The peculiar population of that suburb were gathered on the sidewalk; bold, dirty looking women, who had evidently not been improved by four years' military association, dirtier (if possible) looking children, and here and there skulking, scoundrelly looking men, who in the general ruin were sneaking from the holes they had been hiding in—not, though, in the numbers that might have been expected, for the great crowd, as we soon saw, were hard at it, pillaging the burning city. One strapping virago stood on the edge of the pavement with her arms akimbo, looking at us with intense scorn as we swept along; I could have touched her with the toe of my boot as I rode by her, closing the rear of the column; she caught my eye—"Yes," said she, with all of Tipperary in her brogue, "afther fighting them for four years ye're running like dawgs!" The woman was either drunk or very much in earnest, for I give her credit for feeling all she said, and her son or husband had to do his own fighting, I will answer for it, wherever he was, or get no kiss or comfort from her. But I could not stop to explain that General Longstreet's particular orders were not to make a fight in the city, if it could be avoided, so I left her to the enjoyment of her own notions, unfavorable as they evidently were to us.
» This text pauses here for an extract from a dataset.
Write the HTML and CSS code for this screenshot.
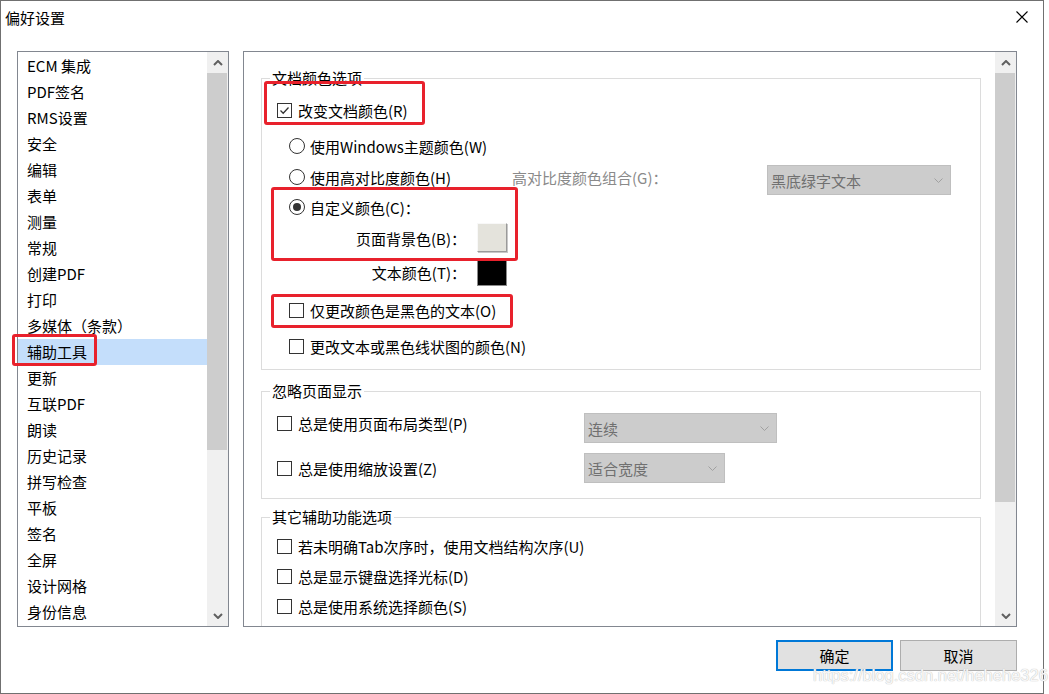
FILE: index.html
```html
<!DOCTYPE html>
<html lang="zh-CN">
<head>
<meta charset="utf-8">
<title>偏好设置</title>
<link rel="stylesheet" href="styles.css">
</head>
<body>
<div class="dialog">
  <div class="titlebar">
    <span class="title">偏好设置</span>
    <svg class="close" width="12" height="12" viewBox="0 0 12 12"><path d="M0.5 0.5 L11.5 11.5 M11.5 0.5 L0.5 11.5" stroke="#000" stroke-width="1.1" fill="none"/></svg>
  </div>
  <div class="main">
    <div class="listbox">
      <ul class="items">
        <li>ECM 集成</li>
        <li>PDF签名</li>
        <li>RMS设置</li>
        <li>安全</li>
        <li>编辑</li>
        <li>表单</li>
        <li>测量</li>
        <li>常规</li>
        <li>创建PDF</li>
        <li>打印</li>
        <li>多媒体（条款）</li>
        <li class="selected">辅助工具</li>
        <li>更新</li>
        <li>互联PDF</li>
        <li>朗读</li>
        <li>历史记录</li>
        <li>拼写检查</li>
        <li>平板</li>
        <li>签名</li>
        <li>全屏</li>
        <li>设计网格</li>
        <li>身份信息</li>
      </ul>
      <div class="scrollbar">
        <div class="sb-btn"><svg width="10" height="6" viewBox="0 0 10 6"><polyline points="1,5 5,1 9,5" fill="none" stroke="#606060" stroke-width="2"/></svg></div>
        <div class="sb-thumb sb-thumb-left"></div>
        <div class="sb-track"></div>
        <div class="sb-btn"><svg width="10" height="6" viewBox="0 0 10 6"><polyline points="1,1 5,5 9,1" fill="none" stroke="#606060" stroke-width="2"/></svg></div>
      </div>
    </div>

    <div class="panel">
      <div class="panel-content">
        <div class="group g1">
          <span class="legend">文档颜色选项</span>
          <div class="row r1 ind1">
            <span class="cb checked"><svg width="13" height="13" viewBox="0 0 13 13"><polyline points="2.5,6.5 5.2,9.2 10.5,3.5" fill="none" stroke="#333" stroke-width="1.3"/></svg></span>
            <span>改变文档颜色(R)</span>
          </div>
          <div class="row r2 ind2">
            <span class="rb"></span><span>使用Windows主题颜色(W)</span>
          </div>
          <div class="row r3 ind2">
            <div class="rb-part"><span class="rb"></span><span>使用高对比度颜色(H)</span></div>
            <span class="gray-label">高对比度颜色组合(G)：</span>
            <div class="dropdown dd-hc"><span>黑底绿字文本</span><svg width="9" height="5" viewBox="0 0 9 5"><polyline points="0.5,0.5 4.5,4.5 8.5,0.5" fill="none" stroke="#a0a0a0" stroke-width="1"/></svg></div>
          </div>
          <div class="row r4 ind2">
            <span class="rb on"></span><span>自定义颜色(C)：</span>
          </div>
          <div class="row r5 swrow">
            <span class="sw-label">页面背景色(B)：</span>
            <span class="swatch sw-bg"></span>
          </div>
          <div class="row r6 swrow">
            <span class="sw-label">文本颜色(T)：</span>
            <span class="swatch sw-text"></span>
          </div>
          <div class="row r7 ind2">
            <span class="cb"></span><span>仅更改颜色是黑色的文本(O)</span>
          </div>
          <div class="row r8 ind2">
            <span class="cb"></span><span>更改文本或黑色线状图的颜色(N)</span>
          </div>
        </div>

        <div class="group g2">
          <span class="legend">忽略页面显示</span>
          <div class="row r9 ind1 tall">
            <div class="cb-part"><span class="cb"></span><span>总是使用页面布局类型(P)</span></div>
            <div class="dropdown dd-layout"><span>连续</span><svg width="9" height="5" viewBox="0 0 9 5"><polyline points="0.5,0.5 4.5,4.5 8.5,0.5" fill="none" stroke="#a0a0a0" stroke-width="1"/></svg></div>
          </div>
          <div class="row r10 ind1 tall">
            <div class="cb-part"><span class="cb"></span><span>总是使用缩放设置(Z)</span></div>
            <div class="dropdown dd-zoom"><span>适合宽度</span><svg width="9" height="5" viewBox="0 0 9 5"><polyline points="0.5,0.5 4.5,4.5 8.5,0.5" fill="none" stroke="#a0a0a0" stroke-width="1"/></svg></div>
          </div>
        </div>

        <div class="group g3">
          <span class="legend">其它辅助功能选项</span>
          <div class="row r11 ind1"><span class="cb"></span><span>若未明确Tab次序时，使用文档结构次序(U)</span></div>
          <div class="row r12 ind1"><span class="cb"></span><span>总是显示键盘选择光标(D)</span></div>
          <div class="row r12 ind1"><span class="cb"></span><span>总是使用系统选择颜色(S)</span></div>
        </div>
      </div>
      <div class="scrollbar">
        <div class="sb-btn"><svg width="10" height="6" viewBox="0 0 10 6"><polyline points="1,5 5,1 9,5" fill="none" stroke="#606060" stroke-width="2"/></svg></div>
        <div class="sb-thumb sb-thumb-right"></div>
        <div class="sb-track"></div>
        <div class="sb-btn"><svg width="10" height="6" viewBox="0 0 10 6"><polyline points="1,1 5,5 9,1" fill="none" stroke="#606060" stroke-width="2"/></svg></div>
      </div>
    </div>
  </div>
  <div class="footer">
    <button class="btn btn-default">确定</button>
    <button class="btn">取消</button>
  </div>
</div>

<div class="mark mark-a"></div>
<div class="mark mark-b"></div>
<div class="mark mark-c"></div>
<div class="mark mark-d"></div>
<div class="watermark">https://blog.csdn.net/hehehe326</div>
</body>
</html>
```

FILE: styles.css
```css
* { box-sizing: border-box; }
html, body { margin: 0; padding: 0; background: #fff; }
body {
  width: 1049px;
  height: 694px;
  overflow: hidden;
  font-family: "Noto Sans CJK SC", "Microsoft YaHei", sans-serif;
  font-size: 15px;
  color: #000;
}
.dialog {
  width: 1044px;
  height: 694px;
  border: 1px solid #707070;
  background: #fff;
  display: flex;
  flex-direction: column;
}
.titlebar {
  height: 32px;
  flex: none;
  display: flex;
  align-items: center;
  justify-content: space-between;
  padding: 0 15px 0 4px;
}
.title { font-size: 15px; line-height: 20px; position: relative; top: 1px; }
.close { display: block; }

.main {
  display: flex;
  gap: 14px;
  margin-top: 18px;
  padding-left: 16px;
  height: 576px;
  flex: none;
}
.listbox {
  width: 212px;
  height: 576px;
  border: 1px solid #828790;
  display: flex;
}
.items {
  list-style: none;
  margin: 0;
  padding: 1px 0 0 0;
  width: 189px;
  overflow: hidden;
}
.items li {
  height: 26px;
  line-height: 26px;
  padding-left: 9px;
  white-space: nowrap;
}
.items li.selected { background: #c4defb; }

.scrollbar {
  width: 21px;
  display: flex;
  flex-direction: column;
  background: #f0f0f0;
  flex: none;
}
.sb-btn {
  height: 21px;
  flex: none;
  display: flex;
  align-items: center;
  justify-content: center;
}
.sb-btn svg { display: block; }
.sb-thumb { background: #cdcdcd; flex: none; margin: 0 1px 0 0; }
.sb-thumb-left { height: 377px; }
.sb-thumb-right { height: 429px; }
.sb-track { flex: 1; }

.panel {
  width: 774px;
  height: 576px;
  border: 1px solid #828790;
  display: flex;
}
.panel-content {
  flex: 1;
  overflow: hidden;
  padding-left: 17px;
}
.group {
  position: relative;
  width: 720px;
  border: 1px solid #dcdcdc;
}
.legend {
  position: absolute;
  left: 8px;
  top: -12px;
  line-height: 21px;
  padding: 0 2px;
  background: #fff;
  white-space: nowrap;
}
.g1 { margin-top: 26px; height: 292px; }
.g2 { margin-top: 21px; height: 108px; }
.g3 { margin-top: 18px; height: 200px; }

.row {
  display: flex;
  align-items: center;
  height: 26px;
  white-space: nowrap;
}
.row.tall { height: 30px; }
.ind1 { padding-left: 15px; }
.ind2 { padding-left: 27px; }
.r1 { margin-top: 18px; }
.r2 { margin-top: 10px; }
.r3 { margin-top: 5px; }
.r4 { margin-top: 4px; }
.r5 { margin-top: 3px; height: 30px; }
.r6 { margin-top: 4px; height: 30px; }
.r7 { margin-top: 10px; }
.r8 { margin-top: 10px; }
.r9 { margin-top: 16px; }
.r10 { margin-top: 15px; }
.r11 { margin-top: 15px; }
.r12 { margin-top: 4px; }

.cb {
  width: 15px;
  height: 15px;
  border: 1px solid #333;
  background: #fff;
  margin-right: 6px;
  flex: none;
  display: flex;
  align-items: center;
  justify-content: center;
}
.cb svg { display: block; }
.rb {
  width: 16px;
  height: 16px;
  border: 1px solid #333;
  border-radius: 50%;
  background: #fff;
  margin-right: 5px;
  flex: none;
  display: flex;
  align-items: center;
  justify-content: center;
}
.rb.on::after {
  content: "";
  width: 8px;
  height: 8px;
  border-radius: 50%;
  background: #333;
}
.rb-part { width: 223px; display: flex; align-items: center; flex: none; }
.cb-part { width: 307px; display: flex; align-items: center; flex: none; }
.gray-label { width: 255px; color: #8a8a8a; flex: none; }

.dropdown {
  height: 30px;
  background: #cccccc;
  border: 1px solid #bfbfbf;
  display: flex;
  align-items: center;
  justify-content: space-between;
  padding: 0 7px 0 3px;
  color: #707070;
  flex: none;
}
.dropdown svg { display: block; }
.dd-hc { width: 184px; align-self: flex-start; margin-top: 1px; }
.dd-layout { width: 193px; align-self: flex-start; margin-top: 5px; }
.dd-zoom { width: 141px; }

.swrow { padding-left: 0; }
.sw-label { width: 204px; text-align: right; flex: none; }
.swatch {
  width: 30px;
  height: 29px;
  margin-left: 11px;
  flex: none;
  align-self: flex-start;
}
.sw-bg {
  background: #e4e3dc;
  border-top: 1px solid #f8f8f8;
  border-left: 1px solid #f8f8f8;
  border-right: 1px solid #9a9a9a;
  border-bottom: 1px solid #9a9a9a;
  box-shadow: 1px 1px 0 #c8c8c8;
}
.sw-text {
  background: #000;
  border: 1px solid #8a8a8a;
  height: 28px;
  margin-top: 1px;
}

.footer {
  display: flex;
  justify-content: flex-end;
  gap: 7px;
  margin-top: 13px;
  padding-right: 26px;
}
.btn {
  width: 117px;
  height: 31px;
  background: #e1e1e1;
  border: 1px solid #adadad;
  font-family: "Noto Sans CJK SC", "Microsoft YaHei", sans-serif;
  font-size: 15px;
  color: #000;
  padding: 0;
}
.btn-default { border: 2px solid #0078d7; }

.mark {
  position: absolute;
  border: 3px solid #e8212c;
  border-radius: 3px;
}
.mark-a { left: 12px; top: 334px; width: 85px; height: 32px; }
.mark-b { left: 264px; top: 81px; width: 161px; height: 44px; }
.mark-c { left: 271px; top: 187px; width: 247px; height: 74px; }
.mark-d { left: 271px; top: 294px; width: 242px; height: 34px; }

.watermark {
  position: absolute;
  left: 813px;
  top: 665px;
  font-family: "Liberation Sans", Arial, sans-serif;
  font-size: 16.5px;
  line-height: 20px;
  color: rgba(255,255,255,0.9);
  text-shadow: 0 0 1px #c4c4c4, 0 0 1px #c4c4c4;
  white-space: nowrap;
}
```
On we went across the creek, leaving a picket at that point to keep a lookout for the enemy, that we knew must now be near upon our heels. It was after seven o'clock, the sun having been up for some time. After getting into Main street and passing the two tobacco warehouses opposite one another, occupied as prisons in the early years of the war, we met the motley crowd thronging the pavement, loaded with every species of plunder.
Bare-headed women, their arms filled with every description of goods, plundered from warehouses and shops, their hair hanging about their ears, were rushing one way to deposit their plunder and return for more, while a current of the empty-handed surged in a contrary direction towards the scene.
The roaring and crackling of the burning houses, the trampling and snorting of our horses over the paved streets as we swept along, wild sounds of every description, while the rising sun came dimly through the cloud of smoke that hung like a pall around him, made up a scene that beggars description, and which I hope never to see again—the saddest of many of the sad sights of war—a city undergoing pillage at the hands of its own mob, while the standards of an empire were being taken from its capitol, and the tramp of a victorious enemy could be heard at its gates.
Richmond had collected within its walls the refuse of the war—thieves and deserters, male and female, the vilest of the vile were there, but strict military discipline had kept it down. Now, in one moment, it was all removed—all restraint was taken off—and you may imagine the consequences. There were said to be 5,000 deserters in the city, and you could see the grey jackets here and there sprinkled in the mob that was roaring down the street. When we reached somewhere between Twentieth and Twenty-fifth streets—I will not be certain—the flames swept across Main street so we could not pass. The column turned to the right, and so got into the street above it. On this (Franklin street) are many private residences; at the windows we could see the sad and tearful faces of the kind Virginia women, who had never failed the soldier in four long years of war and trouble, ready to the last to give him devoted attendance in his wounds and sickness, and to share with his necessities the last morsel.